Dass die Klägerin zu 1) im Zeitpunkt der Klagerhebung unter einer Anschrift außerhalb des Landgerichtsbezirks Osnabrück gemeldet war, steht der örtlichen Zuständigkeit des Landgerichts Osnabrück nicht entgegen. Denn den Kläger steht gemäß § 35 ZPO ein Wahlrecht zu, an welchem der für sie in Betracht kommenden allgemeinen Gerichtsstände sie Klage erheben wollen. Diese Vorschrift findet bei aktiver Streitgenossenschaft – wie sie auch hier vorliegt – Anwendung, wenn die Zuständigkeit an den Klägerwohnsitz anknüpft (Zöller-Vollkommer, ZPO-Komm., 29. Aufl., § 35 Rn. 1).
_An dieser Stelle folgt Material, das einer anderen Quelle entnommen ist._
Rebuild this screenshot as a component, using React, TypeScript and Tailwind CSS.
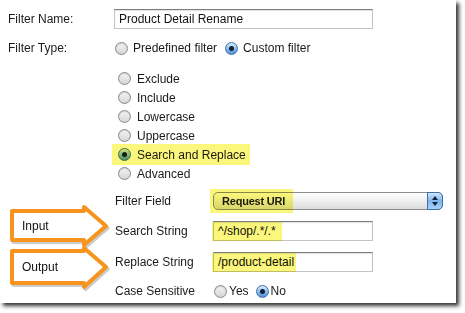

Sie gilt mithin auch für einen sich aus § 215 Abs. 1 VVG ergebenden Wahlgerichtsstand. Mit der Klagerhebung vor dem Landgericht Osnabrück haben die Kläger in wirksamer Weise von ihrem Wahlrecht Gebrauch gemacht.

C.

37

Eine Kostenentscheidung war nicht veranlasst; das Landgericht hat über die Kosten des Berufungsverfahrens zu entscheiden (vgl. Zöller-Heßler, aaO, § 538 Rn. 58). Die Entscheidung über die vorläufige Vollstreckbarkeit beruht auf § 708 Nr. 10 ZPO. Ausnahmsweise bedarf es dabei nicht des Ausspruches einer Abwendungsbefugnis gem. § 711 ZPO (OLG München, Urteil vom 11.11.2011 – 10 U 2024/11, BeckRS 2011, 25922).

38

Die Revision war gem. § 543 Abs. 2 Nr. 1 und Nr. 2 Alt. 1 ZPO zuzulassen, da die Rechtssache grundsätzliche Bedeutung hat und die Fortbildung des Rechts eine Entscheidung des Revisionsgerichts erfordert. Eine höchstrichterliche Entscheidung zur Frage der analogen Anwendbarkeit des § 215 Abs. 1 VVG auf versicherte Personen liegt noch nicht vor.